[Begin]

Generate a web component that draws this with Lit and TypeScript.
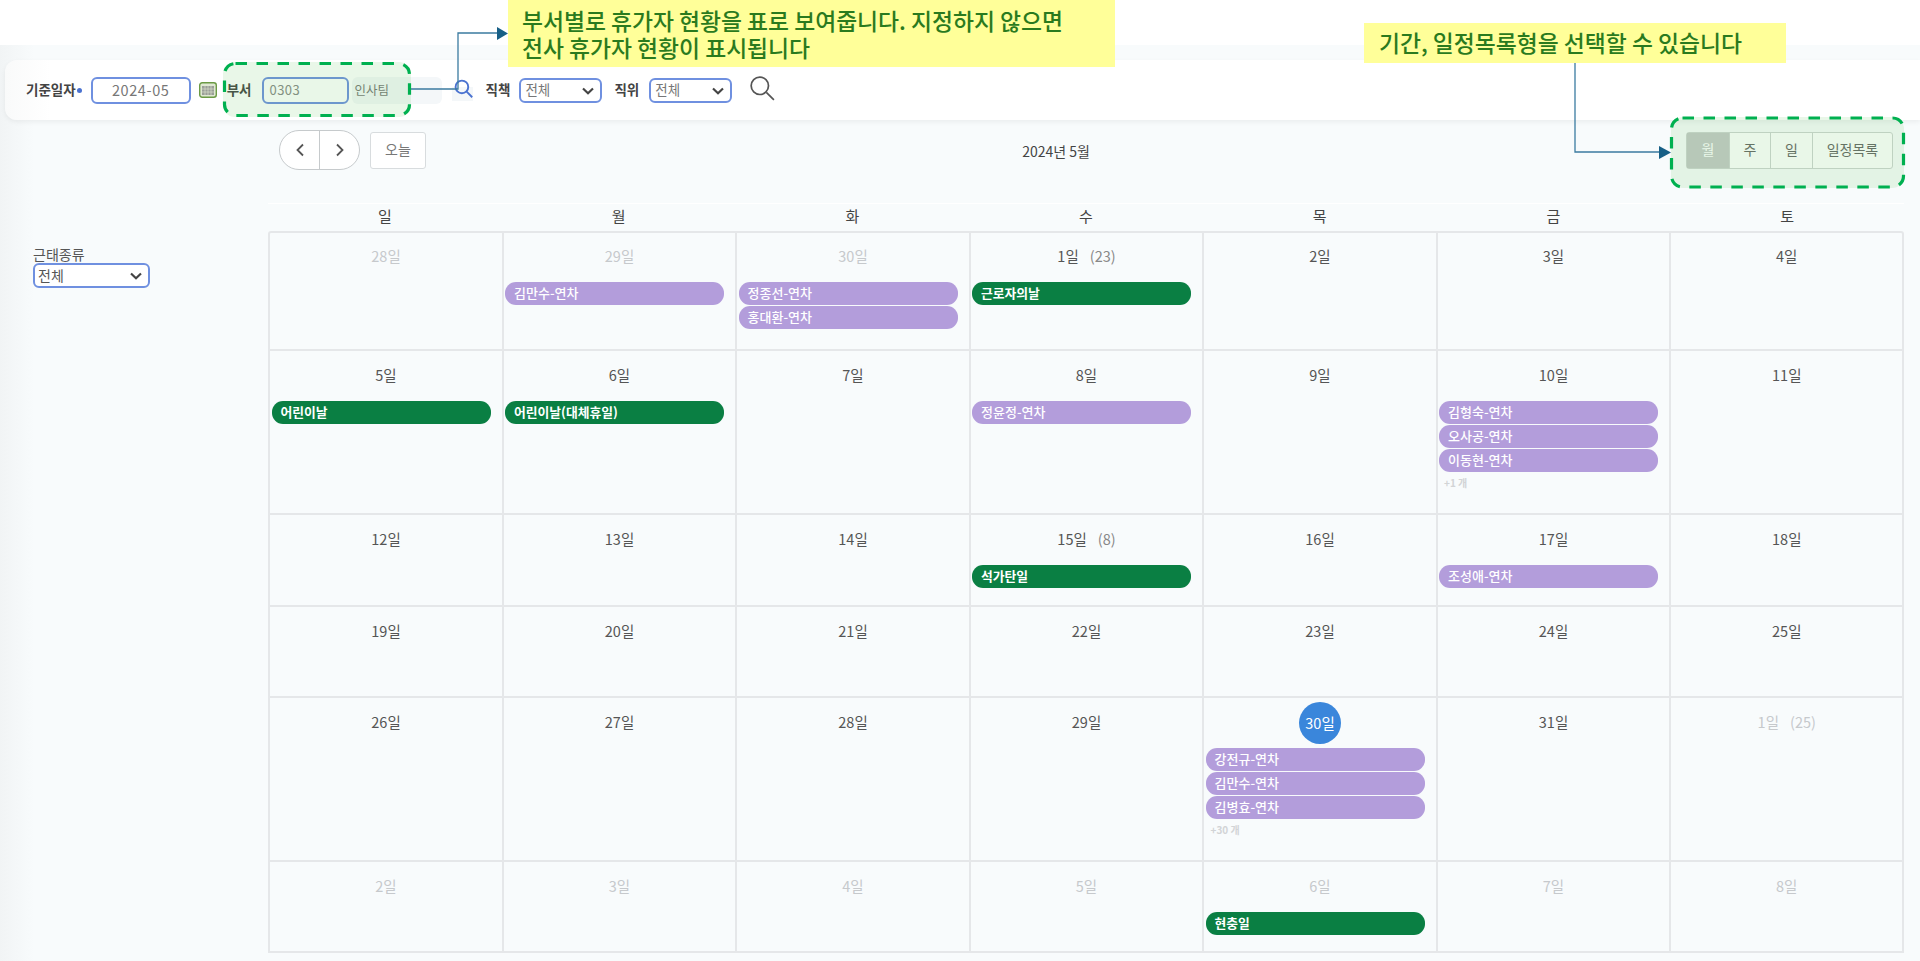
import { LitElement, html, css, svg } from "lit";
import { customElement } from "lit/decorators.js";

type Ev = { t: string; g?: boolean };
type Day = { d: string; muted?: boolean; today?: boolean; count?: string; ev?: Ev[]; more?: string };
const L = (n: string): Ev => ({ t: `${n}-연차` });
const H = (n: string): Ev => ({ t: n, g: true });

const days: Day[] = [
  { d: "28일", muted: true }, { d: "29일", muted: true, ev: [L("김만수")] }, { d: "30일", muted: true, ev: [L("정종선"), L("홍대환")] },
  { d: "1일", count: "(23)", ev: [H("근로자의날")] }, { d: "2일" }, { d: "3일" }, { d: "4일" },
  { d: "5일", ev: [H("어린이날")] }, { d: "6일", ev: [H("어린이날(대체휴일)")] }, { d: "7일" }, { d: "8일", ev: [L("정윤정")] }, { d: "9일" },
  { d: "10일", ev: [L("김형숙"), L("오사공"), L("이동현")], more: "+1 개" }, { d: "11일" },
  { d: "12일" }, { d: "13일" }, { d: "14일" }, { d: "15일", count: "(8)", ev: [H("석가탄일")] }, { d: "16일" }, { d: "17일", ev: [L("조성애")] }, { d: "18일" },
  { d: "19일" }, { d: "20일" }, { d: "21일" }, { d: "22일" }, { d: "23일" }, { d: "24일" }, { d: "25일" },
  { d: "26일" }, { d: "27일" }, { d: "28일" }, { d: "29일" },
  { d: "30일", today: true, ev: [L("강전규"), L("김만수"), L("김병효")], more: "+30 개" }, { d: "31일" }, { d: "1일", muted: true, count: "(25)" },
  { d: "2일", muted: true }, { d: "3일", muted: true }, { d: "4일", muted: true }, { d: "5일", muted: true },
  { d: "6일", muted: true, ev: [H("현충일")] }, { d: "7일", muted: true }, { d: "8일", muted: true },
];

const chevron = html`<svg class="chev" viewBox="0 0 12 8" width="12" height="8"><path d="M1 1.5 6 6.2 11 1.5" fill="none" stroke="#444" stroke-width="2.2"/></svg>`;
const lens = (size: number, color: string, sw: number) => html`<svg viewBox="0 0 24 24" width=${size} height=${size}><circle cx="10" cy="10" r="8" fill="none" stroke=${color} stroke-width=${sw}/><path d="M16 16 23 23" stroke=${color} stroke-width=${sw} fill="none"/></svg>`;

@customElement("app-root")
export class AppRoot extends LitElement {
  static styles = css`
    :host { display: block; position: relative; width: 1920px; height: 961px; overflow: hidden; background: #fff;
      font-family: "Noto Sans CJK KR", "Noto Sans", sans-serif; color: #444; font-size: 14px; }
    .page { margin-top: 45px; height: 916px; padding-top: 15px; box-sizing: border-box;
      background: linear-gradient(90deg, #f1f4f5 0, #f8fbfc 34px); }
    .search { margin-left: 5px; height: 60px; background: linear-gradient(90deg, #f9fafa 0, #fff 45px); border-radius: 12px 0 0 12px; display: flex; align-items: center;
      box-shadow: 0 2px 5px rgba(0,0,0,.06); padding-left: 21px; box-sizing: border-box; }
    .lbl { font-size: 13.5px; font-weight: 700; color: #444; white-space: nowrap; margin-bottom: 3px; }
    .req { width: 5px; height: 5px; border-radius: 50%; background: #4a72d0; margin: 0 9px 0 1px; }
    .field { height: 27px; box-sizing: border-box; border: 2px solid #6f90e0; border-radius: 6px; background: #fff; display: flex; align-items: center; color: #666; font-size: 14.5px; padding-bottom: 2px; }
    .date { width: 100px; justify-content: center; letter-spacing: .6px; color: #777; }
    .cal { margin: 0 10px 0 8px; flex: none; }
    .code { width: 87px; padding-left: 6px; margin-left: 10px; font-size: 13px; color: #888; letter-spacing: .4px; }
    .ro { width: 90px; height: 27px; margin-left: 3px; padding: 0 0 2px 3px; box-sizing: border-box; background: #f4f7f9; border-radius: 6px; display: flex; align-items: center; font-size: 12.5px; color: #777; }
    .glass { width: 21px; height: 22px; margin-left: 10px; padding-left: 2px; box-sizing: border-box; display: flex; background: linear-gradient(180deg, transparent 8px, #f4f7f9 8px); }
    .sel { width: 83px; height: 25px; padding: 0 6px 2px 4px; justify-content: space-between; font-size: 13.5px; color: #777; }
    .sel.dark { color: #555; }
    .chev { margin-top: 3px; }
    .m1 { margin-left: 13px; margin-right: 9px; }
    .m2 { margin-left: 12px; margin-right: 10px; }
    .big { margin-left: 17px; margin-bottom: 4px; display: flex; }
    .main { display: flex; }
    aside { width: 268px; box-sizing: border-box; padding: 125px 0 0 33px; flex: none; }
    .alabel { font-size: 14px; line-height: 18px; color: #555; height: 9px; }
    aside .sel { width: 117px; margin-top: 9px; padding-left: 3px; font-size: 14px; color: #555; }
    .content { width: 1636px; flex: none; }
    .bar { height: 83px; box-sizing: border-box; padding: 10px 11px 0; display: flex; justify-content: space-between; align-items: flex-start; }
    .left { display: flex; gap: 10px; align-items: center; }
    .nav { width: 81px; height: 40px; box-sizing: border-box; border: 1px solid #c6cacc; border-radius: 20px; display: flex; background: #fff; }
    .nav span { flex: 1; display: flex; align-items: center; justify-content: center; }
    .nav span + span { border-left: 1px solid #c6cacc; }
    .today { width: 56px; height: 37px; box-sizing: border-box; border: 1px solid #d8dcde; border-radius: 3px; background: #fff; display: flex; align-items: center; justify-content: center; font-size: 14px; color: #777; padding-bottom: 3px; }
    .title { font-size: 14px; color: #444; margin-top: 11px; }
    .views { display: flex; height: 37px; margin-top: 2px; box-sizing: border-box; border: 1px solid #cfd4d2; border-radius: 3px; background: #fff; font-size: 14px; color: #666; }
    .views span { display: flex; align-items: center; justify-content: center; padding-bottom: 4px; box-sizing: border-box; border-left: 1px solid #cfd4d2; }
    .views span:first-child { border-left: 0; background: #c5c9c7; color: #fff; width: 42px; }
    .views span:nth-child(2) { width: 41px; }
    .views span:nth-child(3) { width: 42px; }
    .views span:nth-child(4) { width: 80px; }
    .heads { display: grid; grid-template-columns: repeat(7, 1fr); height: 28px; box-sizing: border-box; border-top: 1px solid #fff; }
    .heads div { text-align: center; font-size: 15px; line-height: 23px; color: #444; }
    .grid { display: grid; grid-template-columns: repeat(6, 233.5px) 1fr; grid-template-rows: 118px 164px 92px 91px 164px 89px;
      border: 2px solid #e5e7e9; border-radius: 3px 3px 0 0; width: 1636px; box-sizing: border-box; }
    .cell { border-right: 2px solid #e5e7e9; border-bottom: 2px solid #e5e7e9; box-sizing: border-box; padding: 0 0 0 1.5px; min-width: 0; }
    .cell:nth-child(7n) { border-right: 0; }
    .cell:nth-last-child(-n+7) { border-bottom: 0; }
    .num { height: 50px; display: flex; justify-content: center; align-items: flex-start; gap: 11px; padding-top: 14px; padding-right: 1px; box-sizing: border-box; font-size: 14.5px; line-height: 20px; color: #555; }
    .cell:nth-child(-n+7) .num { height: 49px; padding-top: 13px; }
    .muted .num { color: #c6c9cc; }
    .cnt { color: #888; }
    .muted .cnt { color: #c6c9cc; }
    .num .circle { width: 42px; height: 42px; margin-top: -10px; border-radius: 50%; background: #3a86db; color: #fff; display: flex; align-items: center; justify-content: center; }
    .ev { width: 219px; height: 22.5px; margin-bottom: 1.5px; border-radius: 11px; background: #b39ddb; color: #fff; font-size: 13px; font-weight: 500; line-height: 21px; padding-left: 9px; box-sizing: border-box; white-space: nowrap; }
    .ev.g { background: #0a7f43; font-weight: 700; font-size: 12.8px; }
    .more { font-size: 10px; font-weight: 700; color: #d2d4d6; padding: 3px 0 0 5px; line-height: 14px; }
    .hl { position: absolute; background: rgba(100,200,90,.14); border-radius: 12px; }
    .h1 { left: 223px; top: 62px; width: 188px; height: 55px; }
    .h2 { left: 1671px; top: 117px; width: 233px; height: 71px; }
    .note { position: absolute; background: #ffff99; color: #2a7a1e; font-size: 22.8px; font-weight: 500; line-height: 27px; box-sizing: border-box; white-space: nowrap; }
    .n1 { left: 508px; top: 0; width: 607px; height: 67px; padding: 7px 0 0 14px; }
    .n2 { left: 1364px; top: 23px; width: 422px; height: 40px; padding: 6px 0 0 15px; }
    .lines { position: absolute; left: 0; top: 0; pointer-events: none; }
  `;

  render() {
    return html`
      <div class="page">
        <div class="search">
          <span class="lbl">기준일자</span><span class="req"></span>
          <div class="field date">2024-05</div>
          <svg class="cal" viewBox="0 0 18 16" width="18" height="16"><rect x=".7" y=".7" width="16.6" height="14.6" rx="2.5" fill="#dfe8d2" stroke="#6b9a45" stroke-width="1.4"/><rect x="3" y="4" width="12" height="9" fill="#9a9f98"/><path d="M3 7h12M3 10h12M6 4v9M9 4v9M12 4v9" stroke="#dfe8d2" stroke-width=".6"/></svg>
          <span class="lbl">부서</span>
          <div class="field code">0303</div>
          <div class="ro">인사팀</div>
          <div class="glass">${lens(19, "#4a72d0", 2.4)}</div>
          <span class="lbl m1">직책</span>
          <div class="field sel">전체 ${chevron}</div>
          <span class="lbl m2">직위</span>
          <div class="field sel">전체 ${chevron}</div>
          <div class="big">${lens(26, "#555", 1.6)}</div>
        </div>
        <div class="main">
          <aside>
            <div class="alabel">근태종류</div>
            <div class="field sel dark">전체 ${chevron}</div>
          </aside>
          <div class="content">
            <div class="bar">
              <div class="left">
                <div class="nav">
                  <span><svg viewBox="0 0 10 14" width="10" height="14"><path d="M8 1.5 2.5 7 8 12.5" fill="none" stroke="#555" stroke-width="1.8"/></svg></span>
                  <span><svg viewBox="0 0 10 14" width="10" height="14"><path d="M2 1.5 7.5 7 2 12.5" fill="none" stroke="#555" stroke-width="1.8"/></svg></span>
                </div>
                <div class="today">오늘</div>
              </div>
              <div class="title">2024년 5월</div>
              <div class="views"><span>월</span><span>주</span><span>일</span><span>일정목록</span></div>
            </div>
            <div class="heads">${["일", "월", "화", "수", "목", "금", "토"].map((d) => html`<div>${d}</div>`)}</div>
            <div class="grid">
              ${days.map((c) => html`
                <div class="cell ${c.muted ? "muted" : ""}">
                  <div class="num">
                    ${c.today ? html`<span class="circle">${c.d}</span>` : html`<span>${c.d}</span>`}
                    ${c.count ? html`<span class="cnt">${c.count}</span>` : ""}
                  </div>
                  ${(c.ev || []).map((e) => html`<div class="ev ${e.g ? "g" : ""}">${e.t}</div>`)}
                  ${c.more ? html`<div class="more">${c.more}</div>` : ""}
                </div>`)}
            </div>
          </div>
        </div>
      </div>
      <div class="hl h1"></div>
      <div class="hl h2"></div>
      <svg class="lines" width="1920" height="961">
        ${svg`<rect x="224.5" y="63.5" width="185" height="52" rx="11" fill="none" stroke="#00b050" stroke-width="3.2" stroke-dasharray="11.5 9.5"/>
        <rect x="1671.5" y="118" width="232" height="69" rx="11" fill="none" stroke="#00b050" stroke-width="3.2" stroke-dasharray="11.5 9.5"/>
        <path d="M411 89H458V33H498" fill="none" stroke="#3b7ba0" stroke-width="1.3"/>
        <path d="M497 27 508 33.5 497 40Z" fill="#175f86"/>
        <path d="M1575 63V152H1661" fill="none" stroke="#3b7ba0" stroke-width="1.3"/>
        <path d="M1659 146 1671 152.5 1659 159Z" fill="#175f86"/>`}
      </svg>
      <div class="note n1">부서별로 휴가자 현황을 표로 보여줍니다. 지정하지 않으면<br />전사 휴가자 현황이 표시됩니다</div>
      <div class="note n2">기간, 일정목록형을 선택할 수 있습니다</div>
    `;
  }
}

[End]

### Exercise
From the first line above through the line containing "const H = (n: string): Ev", copy everything exactly, without the pictures.

### Solution
Generate a web component that draws this with Lit and TypeScript.
import { LitElement, html, css, svg } from "lit";
import { customElement } from "lit/decorators.js";

type Ev = { t: string; g?: boolean };
type Day = { d: string; muted?: boolean; today?: boolean; count?: string; ev?: Ev[]; more?: string };
const L = (n: string): Ev => ({ t: `${n}-연차` });
const H = (n: string): Ev => ({ t: n, g: true });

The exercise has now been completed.